IEEE OC Section Solid State Circuits Chapter
Meeting Date: Feb 21, 2019
Time: 6:00 PM Networking & Food; 6:30 PM Presentation
Speaker: Christian Enz, PhD, Swiss Federal Institute of Technology (EPFL)
Location: Irvine, California
RSVP: requested, through website
Event Details: IEEE vTools
Summary: The emergence of the Internet of Things (IoT) poses stringent requirements on the energy consumption and has hence become the primary driver for low-power analog and RF circuit design. Implementation of increasingly complex functions under highly constrained power and area budgets, while circumventing the challenges posed by modern device technologies, makes the design of low-power RF CMOS radios ever more challenging. The power consumption of GHz short-range radios such as the ones used in BTLE has been significantly reduced in the last decade, but seems to level off at a few mW. This is still much too high to allow for continuous-time operation and duty cycling the radio is unavoidable in order to reach the tens of µW power consumption required for a multi-year autonomy. Duty-cycling unavoidably introduces some energy overhead that is wasted during turn-on and turn-off times. On the other hand, since there will be many radios that will share the same media, in order to avoid network congestion, the transmit times have to be made shorter by increasing the peak data rate. This results in the energy overhead becoming dominant. The use of PLL-free synthesizer using an RF MEMS frequency reference enables to minimize the wake-up and shutdown times to a few µs and hence minimize the energy-overhead. We will start with an introduction showing the requirements of IoT nodes with a focus on power consumption. We then will present how high-Q MEMS resonators can be used to further reduce the power consumption of low-power radios. After presenting the main features of high-Q MEMS resonators including bulk acoustic wave (BAW) resonators, we will show how several fundamental RF building blocks can benefit from them. Then we will present possible PLL-free transceiver architectures that take advantage of the very low phase noise and feature very short start-up time to greatly reduce the overhead energy.

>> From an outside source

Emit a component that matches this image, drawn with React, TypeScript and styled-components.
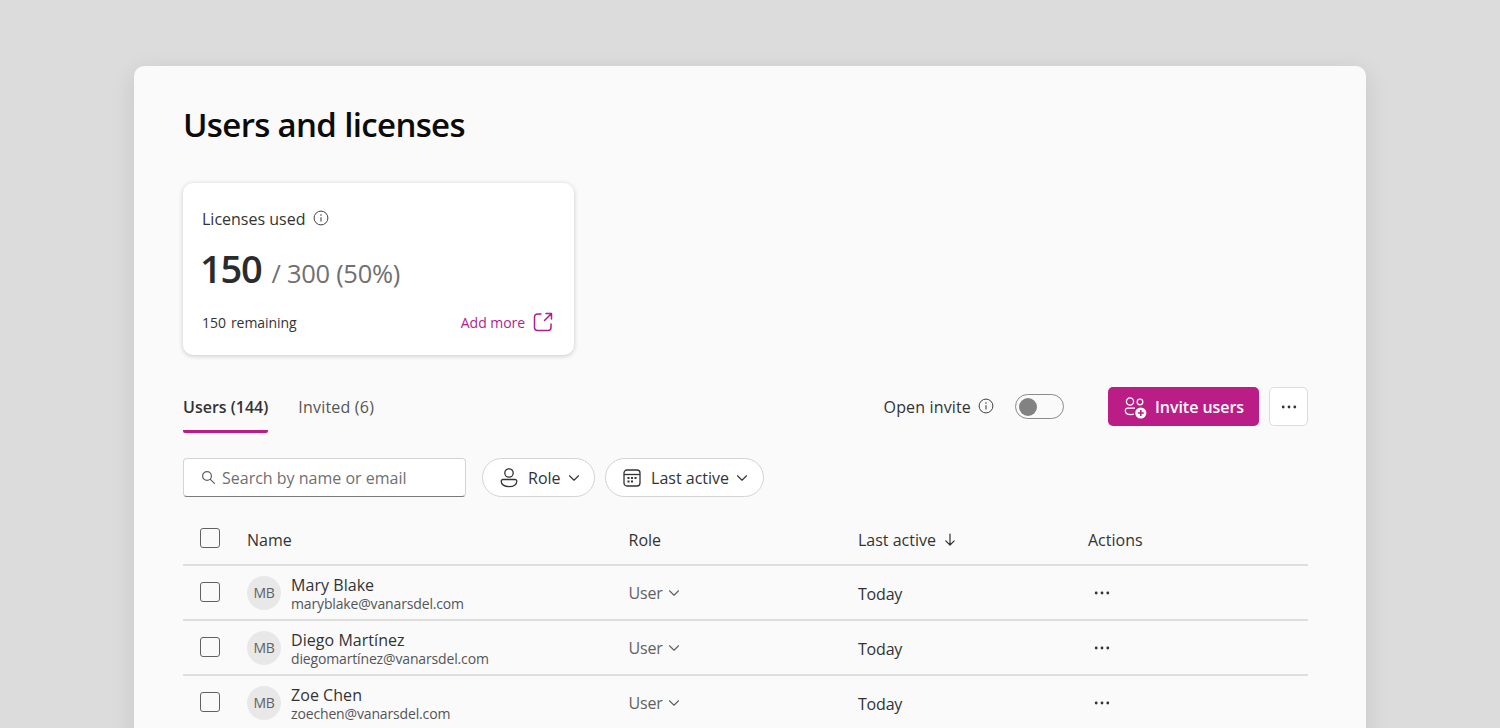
import React from 'react';
import styled, { createGlobalStyle } from 'styled-components';
import { ChevronDown } from 'lucide-react';

const GlobalStyle = createGlobalStyle`
  html, body {
    margin: 0;
    height: 100%;
    overflow: hidden;
    background: #dcdcdc;
  }
  * { box-sizing: border-box; }
  body {
    font-family: "Open Sans", "Noto Sans", "Liberation Sans", sans-serif;
    color: #242424;
  }
`;

const Page = styled.div`
  height: 728px;
  overflow: hidden;
  padding: 66px 134px 0;
`;

const Window = styled.main`
  width: 1232px;
  height: 800px;
  padding: 34px 58px 0 49px;
  background: #fafafa;
  border-radius: 10px;
  box-shadow: 0 6px 24px rgba(0, 0, 0, 0.1);
`;

const Title = styled.h1`
  margin: 0 0 33px;
  height: 50px;
  font-size: 33px;
  line-height: 50px;
  font-weight: 600;
  letter-spacing: -0.65px;
  color: #0b0b0b;
`;

const LicenseCard = styled.section`
  width: 391px;
  height: 172px;
  padding: 24px 21px 0 19px;
  background: #fff;
  border-radius: 10px;
  box-shadow: 0 1px 5px rgba(0, 0, 0, 0.2);
`;

const CardLabel = styled.div`
  display: flex;
  align-items: center;
  gap: 8px;
  height: 24px;
  font-size: 16px;
  letter-spacing: 0;
  color: #333;

  svg {
    margin-top: -2px;
  }
`;

const Figures = styled.div`
  display: flex;
  align-items: baseline;
  gap: 10px;
  height: 54px;
  margin: 14px 0 0 -2px;
  line-height: 46px;
`;

const Big = styled.span`
  font-size: 38px;
  font-weight: 600;
  letter-spacing: -1.2px;
  color: #2b2b2b;
`;

const Total = styled.span`
  font-size: 25.5px;
  font-weight: 400;
  letter-spacing: -0.3px;
  color: #707070;
`;

const CardFooter = styled.div`
  display: flex;
  align-items: center;
  justify-content: space-between;
  height: 24px;
  margin-top: 11px;
  font-size: 14px;
  letter-spacing: -0.05px;
  color: #333;
`;

const Remaining = styled.span`
  word-spacing: 1.5px;
`;

const AddMore = styled.a`
  display: flex;
  align-items: center;
  gap: 8px;
  color: #b01e8c;
`;

const TabBar = styled.div`
  display: flex;
  align-items: flex-start;
  justify-content: space-between;
  height: 46px;
  margin-top: 32px;
`;

const Tabs = styled.nav`
  display: flex;
  gap: 30px;
`;

const Tab = styled.button<{ $active?: boolean }>`
  display: flex;
  align-items: flex-start;
  height: 46px;
  padding: 8px 0 0;
  border: none;
  border-bottom: 3px solid ${(p) => (p.$active ? '#bb1d86' : 'transparent')};
  border-radius: 2px;
  background: none;
  font-family: inherit;
  font-size: 16px;
  line-height: 24px;
  letter-spacing: ${(p) => (p.$active ? '0' : '0.2px')};
  font-weight: ${(p) => (p.$active ? 600 : 400)};
  color: ${(p) => (p.$active ? '#333' : '#555')};
`;

const TabActions = styled.div`
  display: flex;
  align-items: center;
  height: 39px;
`;

const OpenInvite = styled.span`
  display: flex;
  align-items: center;
  gap: 7px;
  margin-right: 21px;
  font-size: 16px;
  letter-spacing: 0.15px;
  color: #333;

  svg {
    margin-top: -2px;
  }
`;

const Toggle = styled.span`
  display: flex;
  align-items: center;
  width: 49px;
  height: 25px;
  padding-left: 3px;
  margin-right: 44px;
  border: 1.5px solid #8a8a8a;
  border-radius: 13px;

  &::before {
    content: '';
    width: 18px;
    height: 18px;
    border-radius: 50%;
    background: #828282;
  }
`;

const InviteButton = styled.button`
  display: flex;
  align-items: center;
  gap: 8px;
  width: 151px;
  height: 39px;
  padding: 0 0 0 15px;
  border: none;
  border-radius: 5px;
  background: #bb1d86;
  color: #fff;
  font-family: inherit;
  font-size: 16px;
  font-weight: 600;
  letter-spacing: -0.05px;
`;

const MoreButton = styled.button`
  display: flex;
  align-items: center;
  justify-content: center;
  width: 39px;
  height: 39px;
  margin-left: 10px;
  padding: 0;
  border: 1px solid #dcdcdc;
  border-radius: 5px;
  background: #fff;
`;

const FilterBar = styled.div`
  display: flex;
  gap: 10px;
  margin-top: 25px;
`;

const SearchBox = styled.label`
  display: flex;
  align-items: center;
  gap: 6px;
  width: 283px;
  height: 39px;
  margin-right: 6px;
  padding-left: 17px;
  background: #fff;
  border: 1px solid #d4d4d4;
  border-bottom: 1.5px solid #7a7a7a;
  border-radius: 4px;
  font-size: 16px;
  letter-spacing: 0;
  color: #707070;
`;

const FilterPill = styled.button`
  display: flex;
  align-items: center;
  gap: 9px;
  height: 39px;
  padding: 0 11.5px 0 16px;
  background: #fff;
  border: 1px solid #d4d4d4;
  border-radius: 20px;
  font-family: inherit;
  font-size: 16px;
  letter-spacing: 0;
  color: #333;

  > svg:last-child {
    margin-left: -5px;
  }
`;

const Table = styled.div`
  margin-top: 24px;
  width: 1125px;
`;

const Row = styled.div<{ $head?: boolean }>`
  display: grid;
  grid-template-columns: 64px 381.5px 229.5px 230px 220px;
  align-items: center;
  height: ${(p) => (p.$head ? '45px' : '55px')};
  padding-bottom: ${(p) => (p.$head ? '6px' : '0')};
  border-bottom: 2px solid #dedede;
`;

const Check = styled.span<{ $lift?: boolean }>`
  display: block;
  width: 20px;
  height: 20px;
  margin-left: 17px;
  margin-top: ${(p) => (p.$lift ? '-3px' : '-1px')};
  border: 1.5px solid #616161;
  border-radius: 3px;
`;

const HeadCell = styled.div`
  display: flex;
  align-items: center;
  gap: 8px;
  font-size: 16px;
  letter-spacing: 0;
  color: #333;
`;

const Person = styled.div`
  display: flex;
  align-items: center;
  gap: 10px;
`;

const Avatar = styled.span`
  display: flex;
  align-items: center;
  justify-content: center;
  width: 34px;
  height: 34px;
  border-radius: 50%;
  background: #e8e8e8;
  font-size: 14px;
  font-weight: 500;
  letter-spacing: -0.2px;
  color: #616161;
`;

const PersonText = styled.div`
  margin-top: 2px;
`;

const PersonName = styled.div`
  font-size: 16px;
  line-height: 20px;
  letter-spacing: 0.05px;
  color: #333;
`;

const PersonMail = styled.div`
  font-size: 14px;
  line-height: 17px;
  letter-spacing: -0.15px;
  color: #555;
`;

const RoleCell = styled.div`
  display: flex;
  align-items: center;
  gap: 2px;
  font-size: 16px;
  letter-spacing: -0.2px;
  color: #616161;
`;

const DateCell = styled.div`
  margin-top: 2px;
  font-size: 16px;
  letter-spacing: -0.2px;
  color: #333;
`;

const ActionCell = styled.div`
  display: flex;
  padding-left: 6px;
  margin-top: 1px;
`;

const InfoIcon = () => (
  <svg width="16" height="16" viewBox="0 0 16 16" fill="none" stroke="#424242">
    <circle cx="8" cy="8" r="6.9" />
    <path d="M8 7.2v4.2" strokeWidth="1.1" />
    <circle cx="8" cy="5" r="0.8" fill="#424242" stroke="none" />
  </svg>
);

const Dots = () => (
  <svg width="16" height="4" viewBox="0 0 16 4" fill="#333">
    <circle cx="2.2" cy="2" r="1.4" />
    <circle cx="8" cy="2" r="1.4" />
    <circle cx="13.8" cy="2" r="1.4" />
  </svg>
);

const Chevron = styled(ChevronDown).attrs({ size: 18, strokeWidth: 1.5 })``;

const users = [
  { name: 'Mary Blake', mail: 'maryblake@vanarsdel.com' },
  { name: 'Diego Martínez', mail: 'diegomartínez@vanarsdel.com' },
  { name: 'Zoe Chen', mail: 'zoechen@vanarsdel.com' },
];

function App() {
  return (
    <Page>
      <GlobalStyle />
      <Window>
        <Title>Users and licenses</Title>

        <LicenseCard>
          <CardLabel>
            Licenses used <InfoIcon />
          </CardLabel>
          <Figures>
            <Big>150</Big>
            <Total>/ 300 (50%)</Total>
          </Figures>
          <CardFooter>
            <Remaining>150 remaining</Remaining>
            <AddMore>
              Add more
              <svg width="20" height="20" viewBox="0 0 20 20" fill="none" stroke="#b01e8c" strokeWidth="1.5" strokeLinecap="round" strokeLinejoin="round">
                <path d="M8 2H4.5A3 3 0 0 0 1.5 5v10.5a3 3 0 0 0 3 3h10.5a3 3 0 0 0 3-3V12" />
                <path d="M13 1.5h5.5V7M18.5 1.5 11.5 8.5" />
              </svg>
            </AddMore>
          </CardFooter>
        </LicenseCard>

        <TabBar>
          <Tabs>
            <Tab $active>Users (144)</Tab>
            <Tab>Invited (6)</Tab>
          </Tabs>
          <TabActions>
            <OpenInvite>
              Open invite <InfoIcon />
            </OpenInvite>
            <Toggle />
            <InviteButton>
              <svg width="24" height="24" viewBox="0 0 24 24" fill="none" stroke="#fff" strokeWidth="1.3">
                <circle cx="7" cy="6.5" r="3.6" />
                <circle cx="17" cy="7" r="2.8" />
                <path d="M12 13.2H4.5a2.2 2.2 0 0 0-2.2 2.2c0 2.4 2.2 4.2 5.6 4.2 1 0 2-.1 3-.4" />
                <circle cx="17.8" cy="18" r="5.6" fill="#fff" stroke="none" />
                <path d="M17.8 15v6M14.8 18h6" stroke="#bb1d86" strokeWidth="1.6" />
              </svg>
              Invite users
            </InviteButton>
            <MoreButton>
              <Dots />
            </MoreButton>
          </TabActions>
        </TabBar>

        <FilterBar>
          <SearchBox>
            <svg width="15" height="15" viewBox="0 0 15 15" fill="none" stroke="#616161" strokeWidth="1.2" strokeLinecap="round">
              <circle cx="6" cy="6" r="4.4" />
              <path d="M9.4 9.4 13.4 13.4" />
            </svg>
            Search by name or email
          </SearchBox>
          <FilterPill>
            <svg width="20" height="22" viewBox="0 0 20 22" fill="none" stroke="#333" strokeWidth="1.3">
              <circle cx="10" cy="6" r="4.2" />
              <path d="M4 12.5h12a1.8 1.8 0 0 1 1.8 1.8c0 3-3 5.4-7.8 5.4s-7.8-2.4-7.8-5.4A1.8 1.8 0 0 1 4 12.5z" />
            </svg>
            Role
            <Chevron />
          </FilterPill>
          <FilterPill>
            <svg width="20" height="20" viewBox="0 0 20 20" fill="none" stroke="#333" strokeWidth="1.3">
              <rect x="2" y="2" width="16" height="16" rx="3" />
              <path d="M2 6.5h16" />
              <g fill="#333" stroke="none">
                <rect x="5.5" y="9" width="2" height="2" />
                <rect x="9" y="9" width="2" height="2" />
                <rect x="12.5" y="9" width="2" height="2" />
                <rect x="5.5" y="12.5" width="2" height="2" />
                <rect x="9" y="12.5" width="2" height="2" />
              </g>
            </svg>
            Last active
            <Chevron />
          </FilterPill>
        </FilterBar>

        <Table>
          <Row $head>
            <Check $lift />
            <HeadCell>Name</HeadCell>
            <HeadCell>Role</HeadCell>
            <HeadCell>
              Last active
              <svg width="12" height="13" viewBox="0 0 12 13" fill="none" stroke="#333" strokeWidth="1.2" strokeLinecap="round" strokeLinejoin="round">
                <path d="M6 1v11M1.8 7.8 6 12l4.2-4.2" />
              </svg>
            </HeadCell>
            <HeadCell>Actions</HeadCell>
          </Row>
          {users.map((u) => (
            <Row key={u.mail}>
              <Check />
              <Person>
                <Avatar>MB</Avatar>
                <PersonText>
                  <PersonName>{u.name}</PersonName>
                  <PersonMail>{u.mail}</PersonMail>
                </PersonText>
              </Person>
              <RoleCell>
                User
                <Chevron />
              </RoleCell>
              <DateCell>Today</DateCell>
              <ActionCell>
                <Dots />
              </ActionCell>
            </Row>
          ))}
        </Table>
      </Window>
    </Page>
  );
}

export default App;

Bio: Christian Enz is currently Professor at EPFL and Director of the Institute of Microengineering (IMT) and head of the IC Lab. Until April 2013 he was VP at the Swiss Center for Electronics and Microtechnology (CSEM) in Neuchâtel, Switzerland where he was heading the Integrated and Wireless Systems Division. Prior to joining the CSEM, he was Principal Senior Engineer at Conexant (formerly Rockwell Semiconductor Systems), Newport Beach, CA, where he was responsible for the modeling and characterization of MOS transistors for RF applications. From 1992 to 1997, he was an Assistant Professor at EPFL, working in the field of low-power analog CMOS IC design and device modeling. In 1989 he was one of the founders of Smart Silicon Systems S.A. (S3), where he developed several low-noise and low-power ICs, mainly for high energy physics application at CERN. His technical interests and expertise are in the field of ultra low-power analog and RF IC design, wireless sensor networks and semiconductor device modeling.